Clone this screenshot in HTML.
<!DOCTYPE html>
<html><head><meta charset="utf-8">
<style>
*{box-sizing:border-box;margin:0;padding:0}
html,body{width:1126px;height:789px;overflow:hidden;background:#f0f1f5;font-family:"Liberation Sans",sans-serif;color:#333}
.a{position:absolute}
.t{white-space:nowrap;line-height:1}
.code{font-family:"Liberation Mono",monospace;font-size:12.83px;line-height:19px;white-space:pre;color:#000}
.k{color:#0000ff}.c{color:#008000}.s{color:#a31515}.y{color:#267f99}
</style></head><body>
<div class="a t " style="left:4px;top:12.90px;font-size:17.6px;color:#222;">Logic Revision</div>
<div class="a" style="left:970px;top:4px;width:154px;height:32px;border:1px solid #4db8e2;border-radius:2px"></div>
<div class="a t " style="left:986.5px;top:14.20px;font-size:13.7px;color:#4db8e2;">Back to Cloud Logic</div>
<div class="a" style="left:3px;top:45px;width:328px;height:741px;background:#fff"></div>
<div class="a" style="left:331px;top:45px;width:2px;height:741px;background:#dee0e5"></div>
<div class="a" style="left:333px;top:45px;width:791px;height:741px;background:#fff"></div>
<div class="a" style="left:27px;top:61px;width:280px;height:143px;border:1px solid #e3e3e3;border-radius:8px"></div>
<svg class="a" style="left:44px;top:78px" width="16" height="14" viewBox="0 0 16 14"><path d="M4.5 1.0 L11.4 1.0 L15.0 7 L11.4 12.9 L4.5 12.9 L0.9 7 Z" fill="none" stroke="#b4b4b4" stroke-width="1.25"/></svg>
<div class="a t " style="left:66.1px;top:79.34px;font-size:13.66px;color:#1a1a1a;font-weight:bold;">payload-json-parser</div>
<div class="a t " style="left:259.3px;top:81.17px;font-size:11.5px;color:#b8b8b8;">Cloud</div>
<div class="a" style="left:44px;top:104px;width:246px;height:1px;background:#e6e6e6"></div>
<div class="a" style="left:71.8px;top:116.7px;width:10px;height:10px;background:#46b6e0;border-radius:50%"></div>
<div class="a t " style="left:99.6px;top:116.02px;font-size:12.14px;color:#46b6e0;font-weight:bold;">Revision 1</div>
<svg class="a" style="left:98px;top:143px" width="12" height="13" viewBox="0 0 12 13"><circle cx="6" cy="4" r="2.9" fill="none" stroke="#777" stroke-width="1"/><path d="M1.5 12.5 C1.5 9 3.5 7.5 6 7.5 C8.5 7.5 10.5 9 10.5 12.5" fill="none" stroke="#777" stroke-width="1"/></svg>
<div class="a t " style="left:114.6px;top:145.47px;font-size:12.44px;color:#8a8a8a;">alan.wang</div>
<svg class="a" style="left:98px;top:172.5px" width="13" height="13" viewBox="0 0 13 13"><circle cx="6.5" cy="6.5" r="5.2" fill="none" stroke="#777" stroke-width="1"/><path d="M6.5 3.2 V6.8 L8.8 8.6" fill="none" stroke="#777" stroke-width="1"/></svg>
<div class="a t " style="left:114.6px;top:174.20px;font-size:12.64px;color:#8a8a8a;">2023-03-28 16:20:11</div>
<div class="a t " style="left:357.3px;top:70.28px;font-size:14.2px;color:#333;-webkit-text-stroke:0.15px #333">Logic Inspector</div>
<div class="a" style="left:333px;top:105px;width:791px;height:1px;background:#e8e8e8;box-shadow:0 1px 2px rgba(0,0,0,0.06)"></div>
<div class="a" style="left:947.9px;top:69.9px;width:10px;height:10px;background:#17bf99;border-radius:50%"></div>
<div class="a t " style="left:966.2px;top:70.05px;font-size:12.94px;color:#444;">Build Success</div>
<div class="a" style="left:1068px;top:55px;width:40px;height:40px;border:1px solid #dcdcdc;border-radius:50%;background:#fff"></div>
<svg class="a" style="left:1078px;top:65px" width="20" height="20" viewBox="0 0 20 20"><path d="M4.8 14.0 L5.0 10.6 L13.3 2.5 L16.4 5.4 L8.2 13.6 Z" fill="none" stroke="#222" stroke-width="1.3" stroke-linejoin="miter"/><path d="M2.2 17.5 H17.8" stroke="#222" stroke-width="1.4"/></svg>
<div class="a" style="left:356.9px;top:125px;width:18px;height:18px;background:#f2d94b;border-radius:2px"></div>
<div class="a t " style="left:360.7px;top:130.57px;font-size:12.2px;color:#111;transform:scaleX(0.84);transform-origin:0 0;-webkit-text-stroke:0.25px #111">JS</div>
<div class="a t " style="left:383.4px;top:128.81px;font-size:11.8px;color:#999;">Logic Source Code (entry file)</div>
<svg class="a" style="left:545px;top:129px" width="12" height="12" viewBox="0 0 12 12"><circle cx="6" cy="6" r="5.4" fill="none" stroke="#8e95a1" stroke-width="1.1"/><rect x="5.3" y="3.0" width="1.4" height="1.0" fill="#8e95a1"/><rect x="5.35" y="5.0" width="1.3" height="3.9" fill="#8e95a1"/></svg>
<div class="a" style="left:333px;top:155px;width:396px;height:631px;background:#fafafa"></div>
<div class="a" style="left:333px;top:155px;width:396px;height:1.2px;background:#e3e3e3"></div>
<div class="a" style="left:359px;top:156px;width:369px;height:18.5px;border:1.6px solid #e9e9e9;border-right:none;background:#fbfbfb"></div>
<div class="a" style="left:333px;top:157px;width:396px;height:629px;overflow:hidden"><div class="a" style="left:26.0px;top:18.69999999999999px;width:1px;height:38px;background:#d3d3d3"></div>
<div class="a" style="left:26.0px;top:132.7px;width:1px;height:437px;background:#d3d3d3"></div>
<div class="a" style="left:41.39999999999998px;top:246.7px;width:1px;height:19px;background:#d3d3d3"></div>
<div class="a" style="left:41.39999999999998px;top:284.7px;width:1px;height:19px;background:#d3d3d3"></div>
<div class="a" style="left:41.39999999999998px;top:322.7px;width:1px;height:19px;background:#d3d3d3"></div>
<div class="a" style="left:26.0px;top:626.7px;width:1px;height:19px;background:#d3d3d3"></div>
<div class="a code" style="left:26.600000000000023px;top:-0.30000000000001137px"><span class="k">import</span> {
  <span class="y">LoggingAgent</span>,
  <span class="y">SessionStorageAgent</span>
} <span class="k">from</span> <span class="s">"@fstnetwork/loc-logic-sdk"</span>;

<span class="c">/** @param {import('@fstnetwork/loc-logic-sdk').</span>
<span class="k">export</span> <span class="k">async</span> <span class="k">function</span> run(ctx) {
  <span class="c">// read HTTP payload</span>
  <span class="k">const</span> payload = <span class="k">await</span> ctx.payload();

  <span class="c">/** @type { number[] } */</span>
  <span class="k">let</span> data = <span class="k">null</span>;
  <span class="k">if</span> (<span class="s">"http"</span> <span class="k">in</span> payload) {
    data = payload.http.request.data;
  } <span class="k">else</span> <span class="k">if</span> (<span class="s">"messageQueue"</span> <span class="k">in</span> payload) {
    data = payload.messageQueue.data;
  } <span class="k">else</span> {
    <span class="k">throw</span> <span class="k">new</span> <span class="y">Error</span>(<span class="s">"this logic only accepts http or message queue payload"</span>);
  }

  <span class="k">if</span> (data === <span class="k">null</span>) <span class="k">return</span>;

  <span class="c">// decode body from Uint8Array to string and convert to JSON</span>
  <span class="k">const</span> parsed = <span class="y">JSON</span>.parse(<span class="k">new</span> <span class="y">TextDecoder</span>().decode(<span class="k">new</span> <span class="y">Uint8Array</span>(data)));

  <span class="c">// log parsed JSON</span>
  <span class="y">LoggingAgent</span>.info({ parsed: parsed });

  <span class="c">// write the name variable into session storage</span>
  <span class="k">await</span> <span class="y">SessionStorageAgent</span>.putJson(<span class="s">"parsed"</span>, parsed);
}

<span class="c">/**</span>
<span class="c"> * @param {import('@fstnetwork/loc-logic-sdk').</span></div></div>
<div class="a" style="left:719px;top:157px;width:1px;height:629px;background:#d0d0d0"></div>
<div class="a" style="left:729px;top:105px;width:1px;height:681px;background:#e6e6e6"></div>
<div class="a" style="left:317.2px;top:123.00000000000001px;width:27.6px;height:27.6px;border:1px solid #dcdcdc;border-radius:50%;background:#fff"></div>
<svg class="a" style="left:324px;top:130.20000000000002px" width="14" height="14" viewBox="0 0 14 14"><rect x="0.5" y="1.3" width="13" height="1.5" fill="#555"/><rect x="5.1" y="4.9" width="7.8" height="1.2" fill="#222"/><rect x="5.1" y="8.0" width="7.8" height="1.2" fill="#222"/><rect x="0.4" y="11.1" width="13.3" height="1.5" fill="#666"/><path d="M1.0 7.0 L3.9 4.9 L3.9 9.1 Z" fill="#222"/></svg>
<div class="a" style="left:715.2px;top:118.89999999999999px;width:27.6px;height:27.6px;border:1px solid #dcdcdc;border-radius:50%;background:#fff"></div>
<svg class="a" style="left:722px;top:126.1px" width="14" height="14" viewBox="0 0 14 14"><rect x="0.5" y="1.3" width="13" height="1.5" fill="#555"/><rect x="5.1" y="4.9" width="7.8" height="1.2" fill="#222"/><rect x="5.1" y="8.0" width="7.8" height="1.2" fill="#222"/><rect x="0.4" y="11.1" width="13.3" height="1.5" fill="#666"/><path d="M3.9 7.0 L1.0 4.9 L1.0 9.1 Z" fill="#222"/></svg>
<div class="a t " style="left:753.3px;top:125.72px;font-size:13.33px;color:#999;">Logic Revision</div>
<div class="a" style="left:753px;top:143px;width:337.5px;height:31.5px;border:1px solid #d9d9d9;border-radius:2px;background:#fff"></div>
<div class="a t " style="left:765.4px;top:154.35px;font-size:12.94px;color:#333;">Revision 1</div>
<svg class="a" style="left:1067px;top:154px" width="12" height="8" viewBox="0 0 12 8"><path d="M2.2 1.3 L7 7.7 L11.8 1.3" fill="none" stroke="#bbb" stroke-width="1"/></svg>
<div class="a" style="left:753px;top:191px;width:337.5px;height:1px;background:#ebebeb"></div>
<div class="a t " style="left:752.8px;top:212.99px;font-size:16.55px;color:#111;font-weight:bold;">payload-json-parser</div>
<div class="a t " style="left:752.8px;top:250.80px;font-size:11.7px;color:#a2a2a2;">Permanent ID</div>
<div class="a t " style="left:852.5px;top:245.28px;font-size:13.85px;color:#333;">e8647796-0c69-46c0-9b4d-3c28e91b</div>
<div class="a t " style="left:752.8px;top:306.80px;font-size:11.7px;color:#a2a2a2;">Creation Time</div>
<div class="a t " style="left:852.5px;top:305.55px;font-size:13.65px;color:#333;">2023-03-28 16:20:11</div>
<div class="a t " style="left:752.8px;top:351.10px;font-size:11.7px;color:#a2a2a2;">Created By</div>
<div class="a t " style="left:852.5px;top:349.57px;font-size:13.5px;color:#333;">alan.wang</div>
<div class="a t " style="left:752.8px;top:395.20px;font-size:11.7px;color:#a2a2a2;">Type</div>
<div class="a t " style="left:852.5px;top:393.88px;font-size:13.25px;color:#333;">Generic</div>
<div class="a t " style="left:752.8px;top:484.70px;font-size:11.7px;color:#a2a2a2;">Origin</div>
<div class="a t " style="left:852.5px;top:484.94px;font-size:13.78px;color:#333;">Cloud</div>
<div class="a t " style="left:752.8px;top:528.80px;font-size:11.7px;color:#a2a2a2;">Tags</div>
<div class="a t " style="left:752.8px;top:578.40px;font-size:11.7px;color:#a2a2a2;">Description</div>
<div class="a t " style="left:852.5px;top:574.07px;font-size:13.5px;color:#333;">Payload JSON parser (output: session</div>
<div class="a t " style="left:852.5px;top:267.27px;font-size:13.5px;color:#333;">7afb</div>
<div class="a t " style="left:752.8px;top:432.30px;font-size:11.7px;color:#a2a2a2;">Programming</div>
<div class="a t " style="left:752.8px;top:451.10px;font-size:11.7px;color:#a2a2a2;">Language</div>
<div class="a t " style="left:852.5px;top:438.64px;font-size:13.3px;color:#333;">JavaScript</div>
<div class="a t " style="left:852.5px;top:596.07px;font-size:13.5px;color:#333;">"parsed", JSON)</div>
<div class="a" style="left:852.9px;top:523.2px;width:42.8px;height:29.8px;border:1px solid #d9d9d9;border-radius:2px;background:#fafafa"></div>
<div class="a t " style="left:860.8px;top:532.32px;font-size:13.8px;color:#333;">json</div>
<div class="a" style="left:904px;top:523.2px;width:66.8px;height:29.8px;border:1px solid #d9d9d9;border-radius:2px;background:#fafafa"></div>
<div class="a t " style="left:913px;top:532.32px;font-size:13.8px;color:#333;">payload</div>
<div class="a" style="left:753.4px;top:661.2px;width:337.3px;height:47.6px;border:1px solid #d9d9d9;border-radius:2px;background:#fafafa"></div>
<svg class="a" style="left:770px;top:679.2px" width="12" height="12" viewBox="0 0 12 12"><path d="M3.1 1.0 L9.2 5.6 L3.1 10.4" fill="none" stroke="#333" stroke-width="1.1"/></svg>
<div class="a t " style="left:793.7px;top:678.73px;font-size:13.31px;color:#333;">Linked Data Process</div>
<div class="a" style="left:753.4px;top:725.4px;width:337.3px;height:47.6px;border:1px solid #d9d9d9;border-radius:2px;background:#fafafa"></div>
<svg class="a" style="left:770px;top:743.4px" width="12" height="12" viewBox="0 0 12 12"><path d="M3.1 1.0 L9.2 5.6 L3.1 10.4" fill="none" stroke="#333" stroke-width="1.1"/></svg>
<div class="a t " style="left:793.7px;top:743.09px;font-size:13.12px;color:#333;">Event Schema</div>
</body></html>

-----

Copy all lines from the data that hold the word "this".

The result →
Clone this screenshot in HTML.
    <span class="k">throw</span> <span class="k">new</span> <span class="y">Error</span>(<span class="s">"this logic only accepts http or message queue payload"</span>);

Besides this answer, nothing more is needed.